The view that comes up immediately can seem non-intuitive to work with (do I just have to scroll through thousands of events looking for the one I want?):
If you know the type of event you are looking for though, you can right-click on the “name” column and select the option to group by the values in that column. Then you see something more like this:
With the example of looking at deadlocks (what I mostly use this for) I can then just expand that group and look for the one I want.

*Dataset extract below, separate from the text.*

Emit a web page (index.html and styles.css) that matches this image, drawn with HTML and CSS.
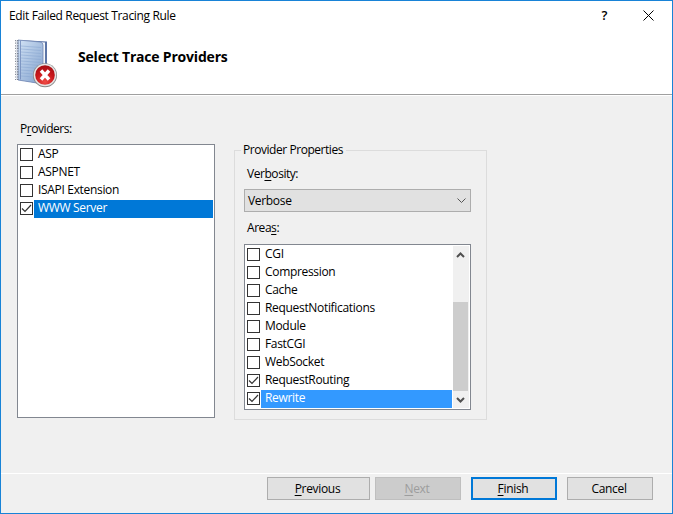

Or you can right-click and use “Find in Column” – or “Choose Columns” to add extra columns you might want to search in. For instance, I might want to see if it’s captured any information about why my backups are being delayed so I can add the “sql_text” column, order by that and then search for “backup”:
Once an event is selected it will show me the additional information gathered in the bottom pane:
Like I say, it’s pretty useful. My only issue is that by default it captures only 20MB of data, which on a busy system can mean events are only kept for a couple of days. So, I often want to increase the retention. I find the easiest way to do that is to right-click on the session and select “Script as CREATE to New Query Window”. I then edit the script to change the number of roll-over files to 20 (from 4):
You can then delete the existing system_health session and re-create it from the script – you do have to remember to right-click on it in the GUI and start it again.
One great thing is that when you do this is that you don’t lose the events already saved to file, as the files are retained and continue to be accessible from your newly created session.
All in all, a handy little tool.